When a loved one dies, certain days are harder than others, even years or decades later. Anniversaries seem to be the hardest for many. The anniversary of the day your loved one died being the most significant.
What many people don't realize is that there are many other days that may be just as significant or perhaps, even more so, especially to a parent who has lost a child.
Many people cope with these difficult days through a ritual of remembrance. It may only take a few minutes, or it may be something they devote hours or even an entire day to. It's a way to mark the day as significant. A day to honor your feelings, then and now. A way to honor your loved one and the love you shared.
Today is the 10th anniversary of the day I buried my daughter. Yesterday was the anniversary of her wake. It was on the winter solstice. The solstice will forever be the day we held her calling hours. Three days before Christmas will always be the day I buried my little girl.
Not unlike a birth story, death stories need to be told. The ritualistic remembrance is not morbid or bad or a sign of not coping well. Quite the contrary. Grief keeping is healthy. It's a way of saying, "Hey, remember this person? They were significant in my life. Remember this day? This day was also very significant in my life. I want you to remember them and the significance of this day, too."
You'll see a lot of grief keeping at the holidays. People posting messages to or about loved ones who have passed on, saying they miss them and love them. People posting photos of their loved one who has died. Remembrances of wonderful times they had together. Even remembrances of the times that were not so wonderful. I think this is a beautiful and healthy way to cope with your grief.
Below is a keepsake I've had for ten years. Every year, one this day, I watch it. The photos were taken by a friend at my request during Meghan's services. I never even noticed her presence. Others thought I was nuts to ask her or that she was nuts for doing it.
So many people want to help the newly bereaved. So many offer "If there is anything I can do..." This was one of the very few things I ever asked directly for. I'm so, so glad I had the courage and presence of mind to ask her to do it. It was a last minute decision. I don't regret anything about it.
She put together the slide show/video of her photos to the song Visitor from Heaven by Twila Paris. The same song was played at Meggie's funeral. It was written about the death of a child as I understand. Little did I realize at the time how grateful I would be for these photos and this keepsake. Especially all these years later. It is beautiful and powerful. I've included it below. I encourage you to watch it and listen to the words of the song. It is absolutely beautiful and so perfect for a child's memorial.
For what I notice now is not only the pain and sadness on our faces, but more remarkably, the love. I can almost feel it. Still. After a decade. Through the photos. The energy was powerful then. It is powerful today. Love...

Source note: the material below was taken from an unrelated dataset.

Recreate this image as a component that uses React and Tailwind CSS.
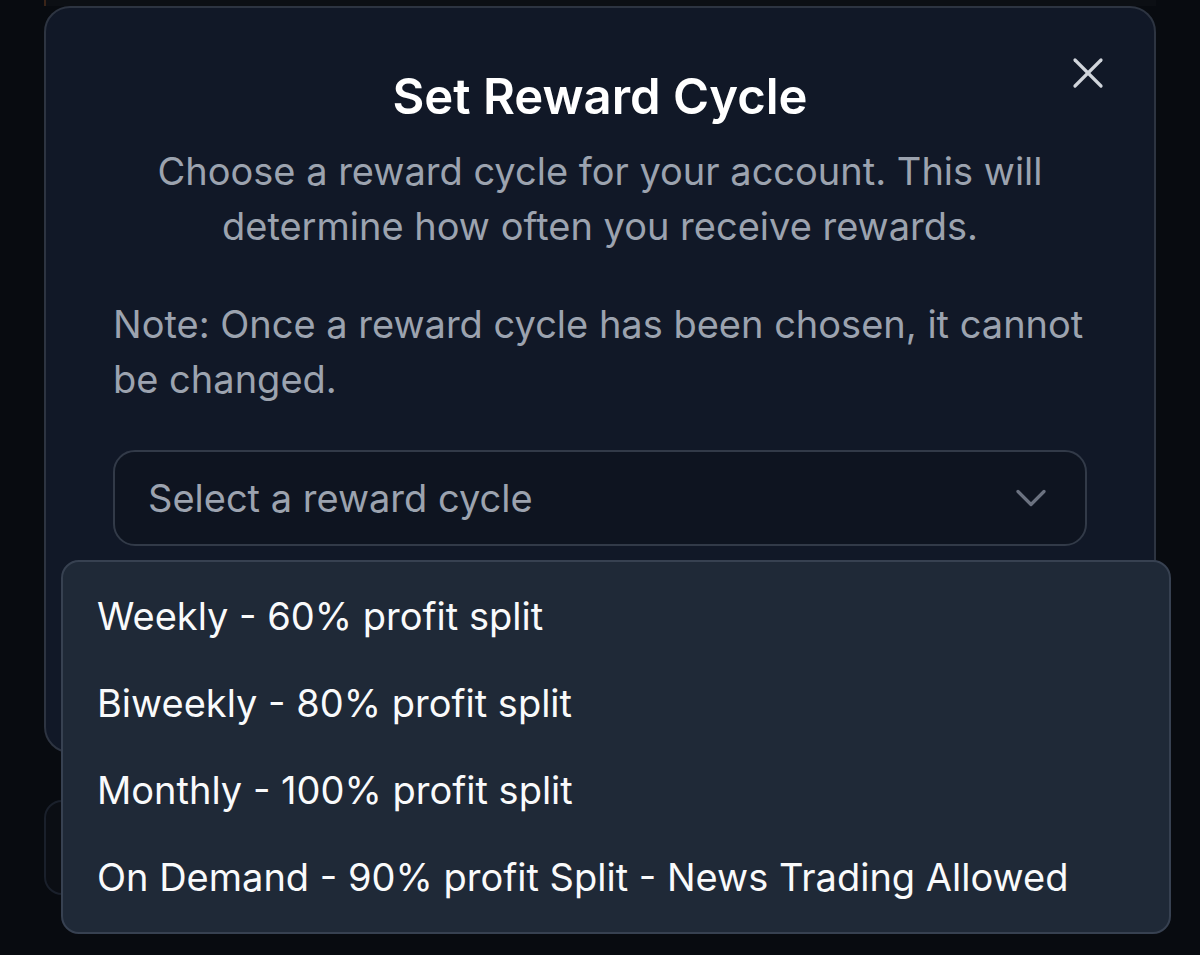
import { X, ChevronDown } from 'lucide-react';

const options = [
  'Weekly - 60% profit split',
  'Biweekly - 80% profit split',
  'Monthly - 100% profit split',
  'On Demand - 90% profit Split - News Trading Allowed',
];

export default function App() {
  return (
    <div
      className="relative h-[955px] w-[1200px] overflow-hidden bg-[#080b10]"
      style={{ fontFamily: 'Inter, "Noto Sans", sans-serif' }}
    >
      {/* page behind the overlay */}
      <div className="mx-[44px] h-[6px] border-l-2 border-[#3a2418] bg-[#0c0f14]" />
      <div className="mx-[44px] mt-[794px] h-[95px] w-[900px] rounded-[18px] border-2 border-[#1a202b] bg-[#0b0e14]" />

      {/* dialog */}
      <div className="absolute left-[44px] top-[6px] w-[1112px] rounded-[26px] border-2 border-[#2d3441] bg-[#111827] px-[67px] pt-[67px] pb-[66px]">
        <button className="absolute right-[40px] top-[39px] text-[#d1d5db]">
          <X size={52} strokeWidth={1.5} />
        </button>
        <h2 className="text-center text-[49px] font-semibold leading-[44px] text-white">Set Reward Cycle</h2>
        <p className="mt-[25px] text-center text-[38px] leading-[55px] text-[#9ca3af]">
          Choose a reward cycle for your account. This will
          <br />
          determine how often you receive rewards.
        </p>
        <p className="mt-[43px] text-[38px] leading-[55px] text-[#9ca3af]">
          Note: Once a reward cycle has been chosen, it cannot be changed.
        </p>
        <button className="mt-[43px] flex h-[96px] w-full items-center justify-between rounded-[22px] border-2 border-[#323a48] bg-[#0e1420] pl-[33px] pr-[28px] text-[38px] text-[#9ca3af]">
          <span>Select a reward cycle</span>
          <ChevronDown size={52} strokeWidth={1.5} className="text-[#6b7280]" />
        </button>
        <div className="mt-[43px] h-[96px]" />
      </div>

      {/* open select menu */}
      <div className="absolute left-[61px] top-[560px] w-[1110px] rounded-[18px] border-2 border-[#374151] bg-[#1f2937] py-[11px]">
        {options.map((o) => (
          <div key={o} className="flex h-[87px] items-center px-[34px] text-[38px] text-[#f9fafb]">
            {o}
          </div>
        ))}
      </div>
    </div>
  );
}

I have an accompanying scrapbook I made of these photos, plus ones I took at the funeral home, which I go through every year on this day as well. I initially took the photos for Meghan's twin, who was only 3 at the time she died, and her brother, who was 6. I wasn't sure if they'd remember and I wanted them to have the photos to look at someday if they asked or wanted to. I wanted them to see the people who came. To see their own expressions. To see the love that was shown to us. I had no idea at the time how much it would help me then and all these years later.
The act of scrapbooking the photos was also incredibly healing for me. It was not easy, but I was surrounded by good friends while I worked on it. It helped me process. It helped me heal.
I realize photos or videos like this one may not be for everyone. Making a scrapbook or video slide show of your loved one in any way could be a beautiful, loving, and moving tribute to their life and your love for them. It also makes a wonderful gift for anyone who is bereaved.
May you feel the light and love of your loved ones who have passed on to the next place at the holidays and always. Share your memories, a photo, their name. Share it on social media. Share it with friends and family. Open your heart. Let the love shine!